Kokot told The Fix the abortion issue isn’t even her first brush with the college on freedom of expression. She mentioned previous incidents related to pro-President Trump decorations in the dorms, a YAF display on border security, and the club’s attempts to promote an appearance by conservative pundit Katie Pavlich.


‘The pro-life/pro-choice debate is incredibly divisive’


The chain of events began in August, when Kokot emailed Nason to get approval for the cross display as part of YAF’s “pro-life week”


Nason shot her down, distinguishing between “discourse and dialogue” about the pro-life movement and public displays with pro-life themes. “You and the YAF group are welcome to table around the issues, engage students in discussions, provide guest lecturers, films, programs, etc., but we cannot approve this specific request,” he wrote in an email.

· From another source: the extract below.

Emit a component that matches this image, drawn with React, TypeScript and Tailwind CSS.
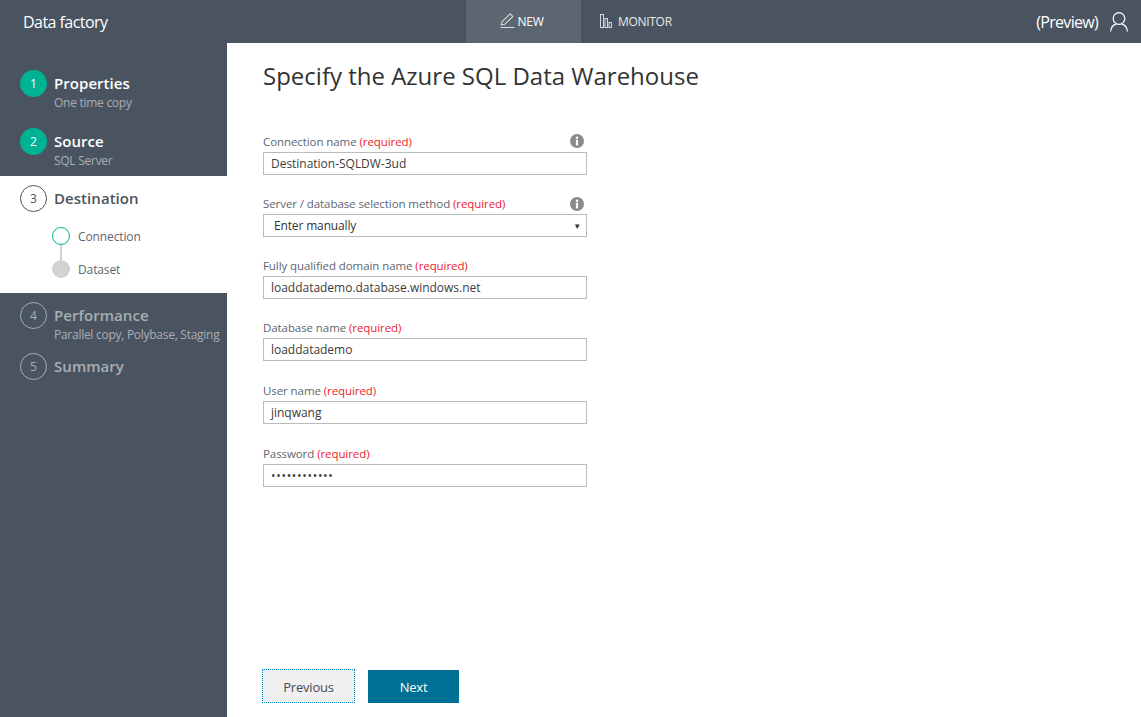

The administration doesn’t show favoritism toward some groups, the dean continued, noting President Wilmouth’s cabinet had recently denied an “unnecessarily and inappropriately confrontational” display by a liberal group.


That proposed on-campus marketing campaign “would have included what most would interpret as liberal messaging, around the topics of immigrant rights, climate change, science, and racism,” he wrote.


Frustrated by what she perceived as a defense of speech suppression, Kokot follow up with him via email: “What is the difference between spreading our message by word and having a display?” She pointed to the Student Code of Conduct, emphasizing that it “encourages students to consider and seek to understand different ideas and points of view.”


He didn’t back down. “The pro-life/pro-choice debate is incredibly divisive” and “a public display is confrontational,” Nason responded via email. It would also imply the “direct or tacit endorsement of that particular issue by the College.”


The administration has “a responsibility to create a safe, comfortable and respectful environment where students live and learn,” the dean concluded. Nason gave the same message when Rayna Laakso, president of the YAF chapter, went to visit him with Kokot on Sept. 16.


The following week, Kokot brought the dean “a couple posters,” she told The Fix. “One of them had statistics about abortion, which he allowed to be put up.” But Nason rejected a poster that read “Unborn Lives Matter” (below), even though it included the club’s name and meeting time, as required for posters. (Such identifiers give students the option to engage with the club on that particular issue, Kokot said she was told.)


Nason told Kokot that he prohibited liberal groups from also putting up posters with similar messaging, she said: “At that point, it was pretty clear that our group, and other groups, were being restricted.”


The dean’s directions are “very unclear, very subjective, and it’s just basically whatever he wants or doesn’t want up, whatever he thinks is controversial or not controversial,” Kokot told The Fix.


Neither Nason nor the college’s communications department responded to multiple requests for comment from The Fix.